In Egypt’s case, the government needs to launch a concerted public relations campaign that exposes the wastefulness and corruption in the current subsidy system, and that also explains the potential in reallocating funds to more productive investments and targeted assistance to the poor. Cleaner air and less clogged streets should also have some appeal for urban elites.
Second, governments must present a comprehensive reform program that matches concrete benefits with subsidy reductions. Iran, for example, deposited cash compensation into household bank accounts in the weeks leading up to its subsidy reductions. Although these deposits were frozen until the day of the price increases, people were reassured knowing the money was actually there. According to an IMF assessment of Iran’s subsidy reform program, in the first 12 months of the program the government replaced some $50-60 billion in energy subsidies with $30 billion in cash transfers to households and another $15 billion in support to industries to help them make investments in greater energy efficiency.
In contrast, Nigeria hiked fuel prices in January 2012, with only vague promises to channel the savings into
future infrastructure spending in return. Given the government’s sorry track record in meeting its commitments, the public was duly skeptical. Not surprisingly, widespread strikes and riots occurred, forcing the government to back down.
India, which spends north of $40 billion a year on food and energy subsidies, is heading down the path of transformational reform by replacing its bloated and corrupt subsidy system with direct cash transfers to the poor. Its challenge is one of execution. It first has to ramp up its rural banking network to make cash transfers on such a scale feasible — a gargantuan task in a country of 1.2 billion people. Regional tests are off to a bumpy start, with beneficiaries complaining that cash transfers have not been delivered as promised.
In undertaking any major subsidy reform, Egypt faces its own credibility gap with citizens. Subsidy reform has been talked about on and off for years, with various plans presented but never implemented. Just in the past two years, several half-hearted initiatives have been put forward only to be ignored. In the face of such uncertainty, hoarding has spread, contributing to fuel shortages across the country. This makes clear and honest communication all the more important.
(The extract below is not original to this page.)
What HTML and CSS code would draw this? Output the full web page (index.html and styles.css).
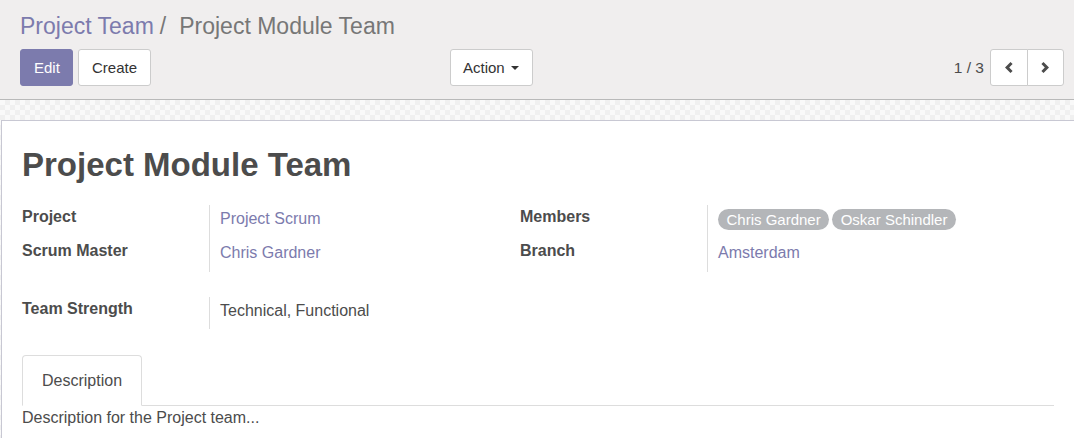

The way forward for Egypt is not rocket science: An effective subsidy reform program should focus first on the most costly and inefficient fuel subsidies, and then phase in other reductions in a systematic way. It should couple subsidy cuts with targeted cash transfers to poor households and transitional support for energy-intensive industries like glass and cement that will be most affected. Reform certainly won’t be easy, but given that it’s inevitable, a well-planned process is preferable to the alternative.